= EXERCISE DETAILS =
Identify each line holding the string "this" and copy it.

= ENTRIES SUPPLIED =
* * * * * * * * *

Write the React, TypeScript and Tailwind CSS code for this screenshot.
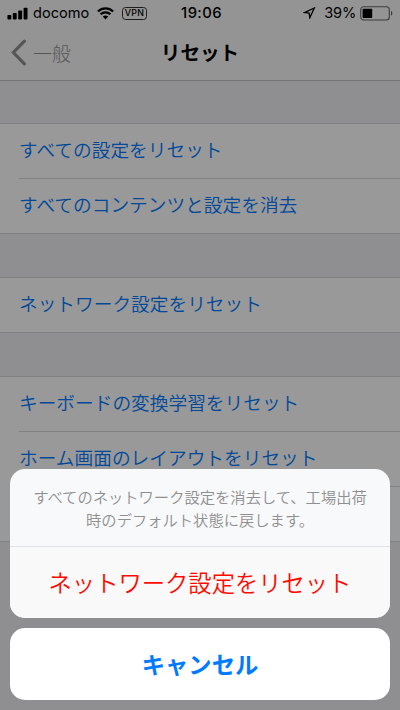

* * * * * * * * *

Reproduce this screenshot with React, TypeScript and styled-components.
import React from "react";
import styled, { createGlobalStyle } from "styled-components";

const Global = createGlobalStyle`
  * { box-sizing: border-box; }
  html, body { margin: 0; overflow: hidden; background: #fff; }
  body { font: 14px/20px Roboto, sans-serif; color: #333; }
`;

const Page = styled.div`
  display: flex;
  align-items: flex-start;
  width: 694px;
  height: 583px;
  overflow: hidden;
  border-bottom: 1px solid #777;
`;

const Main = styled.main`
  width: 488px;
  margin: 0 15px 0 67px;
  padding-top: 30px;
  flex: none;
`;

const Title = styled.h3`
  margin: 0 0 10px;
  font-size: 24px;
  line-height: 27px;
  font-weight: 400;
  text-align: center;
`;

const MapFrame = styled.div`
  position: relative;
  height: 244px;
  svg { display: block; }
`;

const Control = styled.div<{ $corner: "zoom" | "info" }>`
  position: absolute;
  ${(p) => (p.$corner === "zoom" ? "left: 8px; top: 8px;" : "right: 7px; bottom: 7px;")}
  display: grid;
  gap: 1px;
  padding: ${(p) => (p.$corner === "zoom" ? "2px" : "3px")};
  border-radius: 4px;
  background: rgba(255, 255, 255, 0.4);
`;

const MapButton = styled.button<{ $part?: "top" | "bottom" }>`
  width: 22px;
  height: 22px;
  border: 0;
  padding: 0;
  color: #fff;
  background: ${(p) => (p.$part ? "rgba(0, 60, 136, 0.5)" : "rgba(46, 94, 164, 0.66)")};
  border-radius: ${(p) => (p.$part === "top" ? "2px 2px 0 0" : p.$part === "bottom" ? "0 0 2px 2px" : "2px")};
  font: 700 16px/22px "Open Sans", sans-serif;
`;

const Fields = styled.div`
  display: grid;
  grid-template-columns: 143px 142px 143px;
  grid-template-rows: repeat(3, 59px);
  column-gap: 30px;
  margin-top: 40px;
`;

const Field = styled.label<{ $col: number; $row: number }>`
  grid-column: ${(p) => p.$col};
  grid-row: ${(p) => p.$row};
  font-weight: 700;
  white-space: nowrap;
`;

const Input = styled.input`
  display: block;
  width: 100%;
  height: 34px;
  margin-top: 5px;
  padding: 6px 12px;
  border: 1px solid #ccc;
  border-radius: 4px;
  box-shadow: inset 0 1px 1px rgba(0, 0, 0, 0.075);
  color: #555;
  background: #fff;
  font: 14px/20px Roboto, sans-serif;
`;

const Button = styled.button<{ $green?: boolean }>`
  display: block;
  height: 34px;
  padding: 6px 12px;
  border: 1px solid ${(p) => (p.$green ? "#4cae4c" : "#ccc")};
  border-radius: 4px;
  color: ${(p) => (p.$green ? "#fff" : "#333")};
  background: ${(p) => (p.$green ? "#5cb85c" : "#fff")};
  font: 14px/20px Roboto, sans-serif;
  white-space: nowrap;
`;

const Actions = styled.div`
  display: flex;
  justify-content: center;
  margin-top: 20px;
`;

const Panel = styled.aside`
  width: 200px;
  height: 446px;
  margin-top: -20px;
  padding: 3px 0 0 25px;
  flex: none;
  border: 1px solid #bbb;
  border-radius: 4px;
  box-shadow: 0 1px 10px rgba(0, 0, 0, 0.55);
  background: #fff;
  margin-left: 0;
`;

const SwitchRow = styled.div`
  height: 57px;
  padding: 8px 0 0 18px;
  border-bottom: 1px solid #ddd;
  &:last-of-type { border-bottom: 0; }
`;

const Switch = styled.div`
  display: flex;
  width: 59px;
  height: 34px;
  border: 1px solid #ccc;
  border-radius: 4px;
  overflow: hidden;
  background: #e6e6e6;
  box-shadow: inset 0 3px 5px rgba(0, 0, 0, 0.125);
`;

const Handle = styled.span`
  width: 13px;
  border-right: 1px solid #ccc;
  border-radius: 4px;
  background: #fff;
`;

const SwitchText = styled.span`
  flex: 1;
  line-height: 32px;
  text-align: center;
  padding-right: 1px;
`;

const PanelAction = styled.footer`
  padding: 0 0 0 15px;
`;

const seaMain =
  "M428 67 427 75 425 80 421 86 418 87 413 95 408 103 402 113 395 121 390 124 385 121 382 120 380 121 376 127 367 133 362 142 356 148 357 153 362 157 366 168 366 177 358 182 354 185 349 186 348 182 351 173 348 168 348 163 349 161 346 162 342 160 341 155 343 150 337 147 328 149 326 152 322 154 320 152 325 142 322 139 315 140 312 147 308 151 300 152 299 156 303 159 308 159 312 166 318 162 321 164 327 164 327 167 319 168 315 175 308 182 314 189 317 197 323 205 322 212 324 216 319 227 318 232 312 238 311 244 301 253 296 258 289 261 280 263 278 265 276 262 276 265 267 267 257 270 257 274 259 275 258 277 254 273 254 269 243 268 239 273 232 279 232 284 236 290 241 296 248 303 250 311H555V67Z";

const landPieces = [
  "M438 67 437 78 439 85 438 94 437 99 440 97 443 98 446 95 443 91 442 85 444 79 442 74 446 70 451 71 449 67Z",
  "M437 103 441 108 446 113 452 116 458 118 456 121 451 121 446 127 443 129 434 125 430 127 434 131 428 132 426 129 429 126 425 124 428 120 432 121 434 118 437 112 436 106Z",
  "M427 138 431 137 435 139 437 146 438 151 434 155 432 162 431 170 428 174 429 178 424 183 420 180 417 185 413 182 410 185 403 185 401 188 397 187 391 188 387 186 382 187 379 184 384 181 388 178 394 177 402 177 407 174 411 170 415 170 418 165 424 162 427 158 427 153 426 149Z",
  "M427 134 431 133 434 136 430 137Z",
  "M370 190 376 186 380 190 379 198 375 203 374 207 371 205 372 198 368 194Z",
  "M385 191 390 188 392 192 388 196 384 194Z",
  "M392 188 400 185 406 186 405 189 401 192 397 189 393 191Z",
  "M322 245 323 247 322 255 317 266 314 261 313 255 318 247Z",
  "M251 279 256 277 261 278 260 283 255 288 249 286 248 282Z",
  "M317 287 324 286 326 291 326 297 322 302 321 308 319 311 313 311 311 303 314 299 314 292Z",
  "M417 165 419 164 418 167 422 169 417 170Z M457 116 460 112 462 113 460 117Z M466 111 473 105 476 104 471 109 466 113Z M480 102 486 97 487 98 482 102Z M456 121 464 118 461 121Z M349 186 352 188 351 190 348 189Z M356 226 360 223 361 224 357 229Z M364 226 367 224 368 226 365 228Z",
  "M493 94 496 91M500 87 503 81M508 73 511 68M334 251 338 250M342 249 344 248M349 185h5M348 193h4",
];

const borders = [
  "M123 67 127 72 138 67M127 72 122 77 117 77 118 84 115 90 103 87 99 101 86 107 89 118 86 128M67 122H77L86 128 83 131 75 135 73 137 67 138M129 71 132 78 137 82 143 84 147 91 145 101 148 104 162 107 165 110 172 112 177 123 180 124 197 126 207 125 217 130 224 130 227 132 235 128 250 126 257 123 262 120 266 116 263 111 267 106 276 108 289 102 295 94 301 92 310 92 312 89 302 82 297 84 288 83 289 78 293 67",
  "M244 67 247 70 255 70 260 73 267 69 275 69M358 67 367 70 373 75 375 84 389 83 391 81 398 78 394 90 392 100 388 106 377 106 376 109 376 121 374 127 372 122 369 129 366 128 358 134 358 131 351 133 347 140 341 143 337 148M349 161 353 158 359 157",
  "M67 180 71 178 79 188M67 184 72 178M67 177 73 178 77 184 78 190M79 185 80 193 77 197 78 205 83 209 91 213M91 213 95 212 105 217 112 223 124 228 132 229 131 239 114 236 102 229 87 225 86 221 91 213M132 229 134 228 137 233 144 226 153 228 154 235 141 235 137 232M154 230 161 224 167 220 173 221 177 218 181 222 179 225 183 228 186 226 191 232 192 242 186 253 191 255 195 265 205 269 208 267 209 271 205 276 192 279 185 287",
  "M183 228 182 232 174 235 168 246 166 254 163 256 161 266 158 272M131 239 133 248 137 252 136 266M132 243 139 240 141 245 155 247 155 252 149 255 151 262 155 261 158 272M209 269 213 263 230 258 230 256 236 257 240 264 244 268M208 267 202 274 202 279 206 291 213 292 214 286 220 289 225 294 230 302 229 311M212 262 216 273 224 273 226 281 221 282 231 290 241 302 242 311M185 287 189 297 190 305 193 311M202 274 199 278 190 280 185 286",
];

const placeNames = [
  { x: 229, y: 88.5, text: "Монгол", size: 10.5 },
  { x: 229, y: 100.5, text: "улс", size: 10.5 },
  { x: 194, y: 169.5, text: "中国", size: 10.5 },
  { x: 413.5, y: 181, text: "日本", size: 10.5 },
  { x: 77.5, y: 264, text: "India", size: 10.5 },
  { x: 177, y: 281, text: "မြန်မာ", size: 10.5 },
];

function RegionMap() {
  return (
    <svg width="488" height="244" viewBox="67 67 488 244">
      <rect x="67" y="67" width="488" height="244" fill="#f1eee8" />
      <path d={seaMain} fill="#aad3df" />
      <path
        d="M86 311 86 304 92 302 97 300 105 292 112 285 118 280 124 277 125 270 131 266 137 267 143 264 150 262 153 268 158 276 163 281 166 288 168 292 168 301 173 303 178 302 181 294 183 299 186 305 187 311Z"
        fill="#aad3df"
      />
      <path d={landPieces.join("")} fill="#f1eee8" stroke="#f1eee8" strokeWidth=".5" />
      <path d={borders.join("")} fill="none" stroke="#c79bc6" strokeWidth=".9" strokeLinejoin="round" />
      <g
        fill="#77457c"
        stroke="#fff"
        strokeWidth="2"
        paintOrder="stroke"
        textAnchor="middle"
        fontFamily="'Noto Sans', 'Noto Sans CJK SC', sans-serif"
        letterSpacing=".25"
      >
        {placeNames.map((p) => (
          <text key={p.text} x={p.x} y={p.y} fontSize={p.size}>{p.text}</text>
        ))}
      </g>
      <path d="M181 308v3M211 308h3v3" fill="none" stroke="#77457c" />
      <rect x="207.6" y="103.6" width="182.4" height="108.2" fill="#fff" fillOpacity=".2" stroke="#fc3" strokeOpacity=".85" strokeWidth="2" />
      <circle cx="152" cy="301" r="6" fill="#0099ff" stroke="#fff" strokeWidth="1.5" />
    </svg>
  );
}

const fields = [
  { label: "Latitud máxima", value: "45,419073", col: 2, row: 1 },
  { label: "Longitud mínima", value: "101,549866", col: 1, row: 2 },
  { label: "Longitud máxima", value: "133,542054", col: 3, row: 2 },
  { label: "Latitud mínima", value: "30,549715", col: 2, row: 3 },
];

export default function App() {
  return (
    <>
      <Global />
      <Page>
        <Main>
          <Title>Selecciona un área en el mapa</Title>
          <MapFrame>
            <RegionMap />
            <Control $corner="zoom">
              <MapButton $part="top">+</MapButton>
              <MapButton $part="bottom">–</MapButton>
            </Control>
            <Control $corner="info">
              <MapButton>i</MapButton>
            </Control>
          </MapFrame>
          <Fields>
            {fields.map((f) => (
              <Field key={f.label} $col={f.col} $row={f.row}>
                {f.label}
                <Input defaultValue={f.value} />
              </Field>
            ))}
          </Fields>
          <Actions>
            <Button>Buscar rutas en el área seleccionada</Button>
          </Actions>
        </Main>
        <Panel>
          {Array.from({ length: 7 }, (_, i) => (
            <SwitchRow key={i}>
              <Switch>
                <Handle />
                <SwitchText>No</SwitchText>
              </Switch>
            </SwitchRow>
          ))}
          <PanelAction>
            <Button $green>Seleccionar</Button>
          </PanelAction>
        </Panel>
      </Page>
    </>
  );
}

* * * * * * * * *

= WRITTEN REPLY =
Write the React, TypeScript and Tailwind CSS code for this screenshot.
Reproduce this screenshot with React, TypeScript and styled-components.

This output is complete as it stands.